NSF AI Planning Institute Holds Interdisciplinary Virtual Workshop
By Ben PankoMedia Inquiries
- Associate Dean for Communications, MCS
Quarks to Cosmos with AI, a virtual workshop hosted this month by Carnegie Mellon University's National Science Foundation (NSF) AI Planning Institute for Data-Driven Discovery in Physics, brought together hundreds of physicists and data scientists to combine their expertise on machine learning and artificial intelligence (AI) and physics.
"AI plays an increasingly important role in all aspects of data analysis in particle and astrophysics, but there are few opportunities for particle physicists, astrophysicists and data scientists to get together and exchange thoughts on how to best incorporate the latest advances in AI in physics data analyses," said Mikael Kuusela, an assistant professor of statistics and data science in the Dietrich College of Humanities and Social Sciences and a co-organizer of the event. "This conference provided a unique opportunity for this interdisciplinary exchange both in the form of scientific talks and hands-on data challenges."
As hosts of the workshop, Carnegie Mellon was able to showcase its expertise in AI, machine learning, data science and physics while learning from their colleagues.
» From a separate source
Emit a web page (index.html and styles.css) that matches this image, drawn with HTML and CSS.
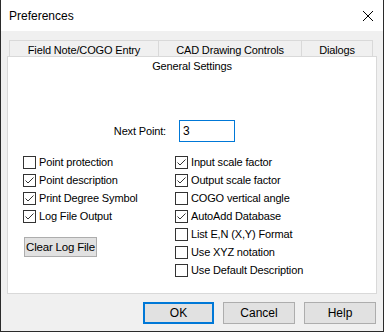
FILE: index.html
```html
<!DOCTYPE html>
<html lang="en">
<head>
    <meta charset="UTF-8">
    <title>Preferences</title>
    <link rel="stylesheet" href="styles.css">
</head>
<body>
    <div class="window">
        <div class="titlebar">
            <span class="title">Preferences</span>
            <svg class="close" width="12" height="12" viewBox="0 0 12 12">
                <path d="M1 1 L11 11 M11 1 L1 11" stroke="#000" stroke-width="1" fill="none"/>
            </svg>
        </div>
        <div class="dialog-body">
            <div class="tabs">
                <div class="tab tab-1">Field Note/COGO Entry</div>
                <div class="tab tab-2">CAD Drawing Controls</div>
                <div class="tab tab-3">Dialogs</div>
            </div>
            <div class="panel">
                <div class="active-tab">General Settings</div>
                <div class="next-point">
                    <label for="nextPoint">Next Point:</label>
                    <div class="text-input" id="nextPoint">3</div>
                </div>
                <div class="columns">
                    <div class="col col-left">
                        <div class="check"><span class="box"></span>Point protection</div>
                        <div class="check"><span class="box checked"></span>Point description</div>
                        <div class="check"><span class="box checked"></span>Print Degree Symbol</div>
                        <div class="check"><span class="box checked"></span>Log File Output</div>
                        <button class="btn btn-small">Clear Log File</button>
                    </div>
                    <div class="col">
                        <div class="check"><span class="box checked"></span>Input scale factor</div>
                        <div class="check"><span class="box checked"></span>Output scale factor</div>
                        <div class="check"><span class="box"></span>COGO vertical angle</div>
                        <div class="check"><span class="box checked"></span>AutoAdd Database</div>
                        <div class="check"><span class="box"></span>List E,N (X,Y) Format</div>
                        <div class="check"><span class="box"></span>Use XYZ notation</div>
                        <div class="check"><span class="box"></span>Use Default Description</div>
                    </div>
                </div>
            </div>
            <div class="footer">
                <button class="btn btn-default">OK</button>
                <button class="btn">Cancel</button>
                <button class="btn">Help</button>
            </div>
        </div>
    </div>
</body>
</html>
```

FILE: styles.css
```css
* {
    box-sizing: border-box;
}
body {
    margin: 0;
    font-family: "Liberation Sans", Arial, sans-serif;
    font-size: 11px;
    letter-spacing: -0.15px;
    color: #000;
    background: #fff;
}
.window {
    width: 384px;
    height: 332px;
    border: 1px solid #2b2b2b;
    border-top: none;
    display: flex;
    flex-direction: column;
}
.titlebar {
    height: 31px;
    background: #fff;
    display: flex;
    align-items: center;
    justify-content: space-between;
    padding: 0 9px 0 8px;
}
.title {
    font-size: 12px;
    letter-spacing: 0;
    padding-top: 1px;
}
.close {
    margin-top: 1px;
}
.dialog-body {
    flex: 1;
    background: #f0f0f0;
    padding: 9px 6px 0 6px;
}
.tabs {
    display: flex;
    margin-left: 2px;
    height: 16px;
}
.tab {
    border: 1px solid #d9d9d9;
    border-bottom: none;
    border-right: none;
    text-align: center;
    padding-top: 3px;
    line-height: 13px;
}
.tab-1 { width: 149px; }
.tab-2 { width: 143px; }
.tab-3 { width: 72px; border-right: 1px solid #d9d9d9; }
.panel {
    height: 238px;
    background: #fff;
    border: 1px solid #d9d9d9;
}
.active-tab {
    text-align: center;
    line-height: 13px;
    padding-top: 3px;
}
.next-point {
    display: flex;
    align-items: center;
    margin-top: 47px;
}
.next-point label {
    width: 158px;
    text-align: right;
}
.text-input {
    margin-left: 13px;
    width: 56px;
    height: 22px;
    border: 1px solid #0078d7;
    padding: 3px 0 0 3px;
    font-size: 12px;
}
.columns {
    display: flex;
    margin-top: 11px;
    padding-left: 15px;
}
.col-left {
    width: 152px;
}
.check {
    display: flex;
    align-items: center;
    height: 18px;
    white-space: nowrap;
}
.box {
    width: 13px;
    height: 13px;
    border: 1px solid #333;
    background: #fff;
    margin-right: 3px;
    flex-shrink: 0;
}
.box.checked {
    background: #fff url("data:image/svg+xml,%3Csvg xmlns='http://www.w3.org/2000/svg' width='11' height='11'%3E%3Cpolyline points='1.5,5.5 4,8 9.5,2.5' fill='none' stroke='%23333' stroke-width='1'/%3E%3C/svg%3E") no-repeat center;
}
.btn {
    font-family: inherit;
    font-size: 12px;
    letter-spacing: 0;
    background: #e1e1e1;
    border: 1px solid #adadad;
    width: 72px;
    height: 22px;
    padding: 0;
    color: #000;
    white-space: nowrap;
}
.btn-small {
    width: 73px;
    height: 20px;
    margin-top: 12px;
    margin-left: 1px;
    font-size: 11.5px;
    letter-spacing: -0.2px;
}
.btn-default {
    border: 2px solid #0078d7;
    width: 71px;
}
.footer {
    display: flex;
    justify-content: flex-end;
    gap: 9px;
    margin-top: 8px;
    padding-right: 1px;
}
```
Over the course of a week, more than 200 academics, industry professionals and students logged in to hear a variety of lectures from leading researchers in physics and machine learning. A virtual conference presented both benefits and challenges explained Professor of Physics Manfred Paulini, a co-organizer of the workshop.
"Although no coffee breaks and food needed to be organized, the conference included a social hour every day utilizing GatherTown, creating chat opportunities for participants to support networking and community building," Paulini said. While social interactions were more challenging, noted Kuusela, the virtual format allowed a diverse array of participants from many different countries to join the event.
A major highlight of the workshop was daily hackathons using datasets and computing resources provided by the Pittsburgh Supercomputing Center. These events allowed scientists at a variety of stages in their careers to collaborate in analyzing and solving data challenges.
"I particularly liked that one group worked on a class of problems called inverse problems, and implemented solutions to a variety of different inverse problems in cosmology using deep learning," said Professor of Physics Rachel Mandelbaum, a co-organizer of the workshop. "The range of problems they were solving with a common tool set was quite impressive, and the results compared really well to other methodology already in use."
"I was really impressed by the amount of work that the hackathon participants had achieved during the week," said Kuusela.
Kuusela said he had personally worked on calorimetric muon energy reconstruction using machine learning during the hackathon. "I obtained encouraging preliminary results that indicate that this approach might reduce the bias of the estimated energies and I will keep working on this problem with one of my students here at CMU."
"For me, the most important result of the hackathon was the engagement of the students and young researchers, who had the opportunity to learn about modern machine learning and AI environments and play with them on state-of-the-art computing facilities provided by the Pittsburgh Supercomputing Center," Paulini said.
Overall, the organizers said the event highlighted the ongoing promise of the university's NSF AI Planning Institute for Data-Driven Discovery in Physics, which was founded last year with a grant from the National Science Foundation.
"Our NSF AI Planning Institute is an incredible opportunity to connect cutting edge machine learning methods and AI with a broad range of physics areas such as particle physics and cosmology," Paulini said.